Extract every line that contains the word "component".
>> Begin RECORDS FOR THE EXERCISE
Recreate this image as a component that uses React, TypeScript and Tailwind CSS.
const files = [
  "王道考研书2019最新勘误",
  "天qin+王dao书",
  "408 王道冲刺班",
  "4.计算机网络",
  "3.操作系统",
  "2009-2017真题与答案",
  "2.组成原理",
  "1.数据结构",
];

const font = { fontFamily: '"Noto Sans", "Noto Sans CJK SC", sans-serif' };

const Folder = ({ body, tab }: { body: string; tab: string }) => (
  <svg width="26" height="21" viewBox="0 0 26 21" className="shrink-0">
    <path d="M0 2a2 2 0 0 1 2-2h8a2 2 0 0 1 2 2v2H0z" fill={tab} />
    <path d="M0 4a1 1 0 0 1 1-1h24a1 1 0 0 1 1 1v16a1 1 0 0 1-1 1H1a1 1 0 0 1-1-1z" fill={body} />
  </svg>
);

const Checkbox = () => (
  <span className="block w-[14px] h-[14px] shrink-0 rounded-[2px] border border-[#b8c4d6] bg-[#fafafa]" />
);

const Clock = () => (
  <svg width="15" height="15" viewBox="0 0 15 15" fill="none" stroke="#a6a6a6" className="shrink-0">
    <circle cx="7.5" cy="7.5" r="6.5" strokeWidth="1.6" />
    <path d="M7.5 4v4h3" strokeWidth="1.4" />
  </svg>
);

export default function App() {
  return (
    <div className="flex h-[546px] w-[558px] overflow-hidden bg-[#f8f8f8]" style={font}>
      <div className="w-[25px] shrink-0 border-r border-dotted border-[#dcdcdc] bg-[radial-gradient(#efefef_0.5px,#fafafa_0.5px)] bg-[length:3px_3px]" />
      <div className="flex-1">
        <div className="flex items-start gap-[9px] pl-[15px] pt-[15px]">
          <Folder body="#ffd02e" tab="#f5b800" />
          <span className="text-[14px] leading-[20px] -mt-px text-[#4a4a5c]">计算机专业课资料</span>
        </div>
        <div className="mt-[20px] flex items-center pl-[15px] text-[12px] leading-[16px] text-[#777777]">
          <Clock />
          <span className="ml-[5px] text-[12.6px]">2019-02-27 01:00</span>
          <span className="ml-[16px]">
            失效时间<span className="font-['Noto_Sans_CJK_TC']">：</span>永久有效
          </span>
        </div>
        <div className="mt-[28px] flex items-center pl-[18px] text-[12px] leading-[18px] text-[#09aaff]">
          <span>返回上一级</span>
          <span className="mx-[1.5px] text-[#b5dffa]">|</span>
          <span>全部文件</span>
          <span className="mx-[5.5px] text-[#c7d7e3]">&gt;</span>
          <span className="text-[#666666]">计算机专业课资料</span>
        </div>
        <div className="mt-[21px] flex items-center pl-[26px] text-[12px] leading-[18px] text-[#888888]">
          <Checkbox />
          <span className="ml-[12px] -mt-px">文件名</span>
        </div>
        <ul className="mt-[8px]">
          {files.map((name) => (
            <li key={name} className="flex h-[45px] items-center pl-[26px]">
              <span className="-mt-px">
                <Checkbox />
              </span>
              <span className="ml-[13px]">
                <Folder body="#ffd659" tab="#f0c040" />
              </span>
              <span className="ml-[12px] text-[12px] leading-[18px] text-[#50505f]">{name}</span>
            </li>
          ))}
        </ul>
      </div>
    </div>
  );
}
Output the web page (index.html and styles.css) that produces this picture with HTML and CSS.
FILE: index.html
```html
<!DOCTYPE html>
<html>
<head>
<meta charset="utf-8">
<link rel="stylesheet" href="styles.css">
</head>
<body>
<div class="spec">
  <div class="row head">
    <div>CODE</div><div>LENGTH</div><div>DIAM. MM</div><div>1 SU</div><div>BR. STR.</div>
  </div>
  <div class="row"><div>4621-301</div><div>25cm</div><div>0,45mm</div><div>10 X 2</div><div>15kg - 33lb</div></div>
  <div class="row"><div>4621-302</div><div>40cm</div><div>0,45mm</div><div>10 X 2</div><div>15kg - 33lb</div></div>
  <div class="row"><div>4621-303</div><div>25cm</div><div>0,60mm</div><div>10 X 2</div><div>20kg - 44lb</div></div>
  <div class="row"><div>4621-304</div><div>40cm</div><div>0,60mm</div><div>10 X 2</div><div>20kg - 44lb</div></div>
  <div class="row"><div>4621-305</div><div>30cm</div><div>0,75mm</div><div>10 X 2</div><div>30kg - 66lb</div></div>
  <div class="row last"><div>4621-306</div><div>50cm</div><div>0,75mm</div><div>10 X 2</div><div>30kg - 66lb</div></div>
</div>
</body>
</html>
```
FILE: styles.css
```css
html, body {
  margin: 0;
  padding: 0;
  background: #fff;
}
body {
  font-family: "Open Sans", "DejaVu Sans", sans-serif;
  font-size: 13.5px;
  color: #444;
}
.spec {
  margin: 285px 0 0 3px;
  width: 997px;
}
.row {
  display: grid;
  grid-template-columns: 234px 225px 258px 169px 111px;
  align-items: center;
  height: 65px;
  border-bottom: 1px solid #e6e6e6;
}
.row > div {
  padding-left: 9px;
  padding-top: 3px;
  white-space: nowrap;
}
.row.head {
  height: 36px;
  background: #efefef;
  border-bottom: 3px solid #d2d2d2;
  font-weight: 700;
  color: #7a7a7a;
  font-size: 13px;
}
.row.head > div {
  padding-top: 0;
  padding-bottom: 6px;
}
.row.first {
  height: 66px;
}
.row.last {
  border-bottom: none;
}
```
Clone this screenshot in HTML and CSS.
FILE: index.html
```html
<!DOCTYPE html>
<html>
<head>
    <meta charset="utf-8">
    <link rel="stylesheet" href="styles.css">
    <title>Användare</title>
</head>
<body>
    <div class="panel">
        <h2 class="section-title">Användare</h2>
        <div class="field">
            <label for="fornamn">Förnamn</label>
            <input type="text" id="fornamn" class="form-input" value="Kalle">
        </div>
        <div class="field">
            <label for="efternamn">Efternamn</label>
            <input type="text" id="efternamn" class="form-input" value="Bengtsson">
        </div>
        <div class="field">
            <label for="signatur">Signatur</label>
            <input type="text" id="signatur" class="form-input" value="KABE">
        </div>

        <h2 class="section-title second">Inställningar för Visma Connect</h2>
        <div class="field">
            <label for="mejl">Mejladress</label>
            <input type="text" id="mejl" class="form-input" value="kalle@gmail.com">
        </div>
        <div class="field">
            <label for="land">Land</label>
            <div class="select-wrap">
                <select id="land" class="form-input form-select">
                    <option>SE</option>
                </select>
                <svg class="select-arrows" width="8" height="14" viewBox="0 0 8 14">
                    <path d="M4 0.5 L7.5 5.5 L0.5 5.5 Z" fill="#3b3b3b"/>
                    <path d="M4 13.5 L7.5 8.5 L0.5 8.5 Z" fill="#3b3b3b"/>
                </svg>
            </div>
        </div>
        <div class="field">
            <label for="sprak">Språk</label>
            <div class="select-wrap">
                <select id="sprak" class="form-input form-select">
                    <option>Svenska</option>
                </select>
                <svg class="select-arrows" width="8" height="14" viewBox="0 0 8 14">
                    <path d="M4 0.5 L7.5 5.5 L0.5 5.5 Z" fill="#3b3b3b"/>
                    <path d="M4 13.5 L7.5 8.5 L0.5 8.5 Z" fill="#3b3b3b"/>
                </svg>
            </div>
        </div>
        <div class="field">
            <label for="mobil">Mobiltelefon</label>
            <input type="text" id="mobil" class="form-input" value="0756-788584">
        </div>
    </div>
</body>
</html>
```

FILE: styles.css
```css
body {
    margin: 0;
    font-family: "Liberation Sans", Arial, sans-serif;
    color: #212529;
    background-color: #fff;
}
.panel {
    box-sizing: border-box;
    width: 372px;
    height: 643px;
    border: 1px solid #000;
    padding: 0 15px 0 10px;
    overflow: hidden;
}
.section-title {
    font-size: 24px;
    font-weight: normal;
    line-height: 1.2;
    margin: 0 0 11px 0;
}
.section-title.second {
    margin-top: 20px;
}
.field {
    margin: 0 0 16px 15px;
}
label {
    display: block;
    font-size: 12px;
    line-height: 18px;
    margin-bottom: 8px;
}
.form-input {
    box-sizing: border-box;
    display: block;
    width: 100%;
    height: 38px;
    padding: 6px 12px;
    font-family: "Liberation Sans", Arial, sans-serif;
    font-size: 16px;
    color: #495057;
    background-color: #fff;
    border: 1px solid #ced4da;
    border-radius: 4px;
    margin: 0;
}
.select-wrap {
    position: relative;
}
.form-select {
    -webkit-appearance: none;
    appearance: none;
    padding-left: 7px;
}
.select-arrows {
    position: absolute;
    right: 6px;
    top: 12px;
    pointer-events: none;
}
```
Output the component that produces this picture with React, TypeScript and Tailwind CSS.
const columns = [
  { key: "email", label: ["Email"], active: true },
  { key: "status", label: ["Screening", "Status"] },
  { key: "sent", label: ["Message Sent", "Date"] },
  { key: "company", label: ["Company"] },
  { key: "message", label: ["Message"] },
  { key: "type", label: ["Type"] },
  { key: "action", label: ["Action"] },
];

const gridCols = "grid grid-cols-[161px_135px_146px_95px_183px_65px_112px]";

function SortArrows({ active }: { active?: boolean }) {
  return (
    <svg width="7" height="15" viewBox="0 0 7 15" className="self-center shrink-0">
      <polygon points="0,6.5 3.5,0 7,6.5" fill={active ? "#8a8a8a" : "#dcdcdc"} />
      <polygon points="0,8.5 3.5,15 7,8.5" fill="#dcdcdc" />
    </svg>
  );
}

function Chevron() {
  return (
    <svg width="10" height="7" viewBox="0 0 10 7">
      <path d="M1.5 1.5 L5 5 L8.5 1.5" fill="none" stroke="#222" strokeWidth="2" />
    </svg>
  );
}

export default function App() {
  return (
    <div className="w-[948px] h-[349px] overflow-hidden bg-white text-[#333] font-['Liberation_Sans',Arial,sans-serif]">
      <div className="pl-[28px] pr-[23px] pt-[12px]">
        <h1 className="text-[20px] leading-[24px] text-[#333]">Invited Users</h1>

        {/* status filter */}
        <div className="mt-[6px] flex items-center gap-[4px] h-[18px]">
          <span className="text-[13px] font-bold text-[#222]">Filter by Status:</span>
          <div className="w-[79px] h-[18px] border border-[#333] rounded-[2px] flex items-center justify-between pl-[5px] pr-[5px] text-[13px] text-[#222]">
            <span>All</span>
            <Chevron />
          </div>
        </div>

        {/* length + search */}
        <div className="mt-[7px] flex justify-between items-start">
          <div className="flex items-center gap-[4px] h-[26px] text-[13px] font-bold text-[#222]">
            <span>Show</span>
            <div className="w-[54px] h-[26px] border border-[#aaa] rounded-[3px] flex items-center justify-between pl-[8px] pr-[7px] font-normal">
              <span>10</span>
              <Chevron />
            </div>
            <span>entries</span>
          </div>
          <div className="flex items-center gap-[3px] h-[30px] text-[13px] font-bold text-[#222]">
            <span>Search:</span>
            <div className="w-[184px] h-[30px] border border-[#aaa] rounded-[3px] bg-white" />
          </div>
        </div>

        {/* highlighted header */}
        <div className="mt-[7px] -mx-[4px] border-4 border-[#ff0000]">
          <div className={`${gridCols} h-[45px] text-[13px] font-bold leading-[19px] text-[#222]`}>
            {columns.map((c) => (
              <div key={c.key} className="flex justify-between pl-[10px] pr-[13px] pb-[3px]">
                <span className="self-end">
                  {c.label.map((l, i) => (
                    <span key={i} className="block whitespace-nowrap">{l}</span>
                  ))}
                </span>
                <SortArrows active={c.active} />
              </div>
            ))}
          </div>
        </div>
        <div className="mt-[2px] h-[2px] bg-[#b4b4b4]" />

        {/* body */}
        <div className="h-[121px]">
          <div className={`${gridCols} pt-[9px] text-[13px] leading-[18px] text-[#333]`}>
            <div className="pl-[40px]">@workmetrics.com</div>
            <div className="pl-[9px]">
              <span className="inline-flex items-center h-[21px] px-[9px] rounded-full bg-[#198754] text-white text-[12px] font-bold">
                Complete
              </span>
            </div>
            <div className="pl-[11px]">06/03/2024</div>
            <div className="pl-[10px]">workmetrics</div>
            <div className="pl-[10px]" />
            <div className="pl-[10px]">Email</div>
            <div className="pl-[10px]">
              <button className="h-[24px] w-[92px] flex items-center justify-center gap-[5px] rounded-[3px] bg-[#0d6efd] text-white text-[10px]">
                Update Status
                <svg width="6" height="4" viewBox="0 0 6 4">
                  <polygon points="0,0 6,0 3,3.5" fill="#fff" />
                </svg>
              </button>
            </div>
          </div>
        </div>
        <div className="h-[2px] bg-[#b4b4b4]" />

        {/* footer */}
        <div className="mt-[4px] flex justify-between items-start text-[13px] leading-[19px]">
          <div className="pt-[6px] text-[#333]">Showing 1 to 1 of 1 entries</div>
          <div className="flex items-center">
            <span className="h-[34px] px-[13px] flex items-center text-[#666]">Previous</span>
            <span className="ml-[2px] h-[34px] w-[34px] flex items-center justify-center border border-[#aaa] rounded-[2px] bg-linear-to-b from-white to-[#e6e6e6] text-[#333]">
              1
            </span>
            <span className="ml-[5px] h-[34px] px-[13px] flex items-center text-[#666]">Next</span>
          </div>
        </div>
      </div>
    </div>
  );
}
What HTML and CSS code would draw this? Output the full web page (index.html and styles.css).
>> End RECORDS FOR THE EXERCISE
# [OUTPUT FOR THIS EXERCISE]
Recreate this image as a component that uses React, TypeScript and Tailwind CSS.
Output the component that produces this picture with React, TypeScript and Tailwind CSS.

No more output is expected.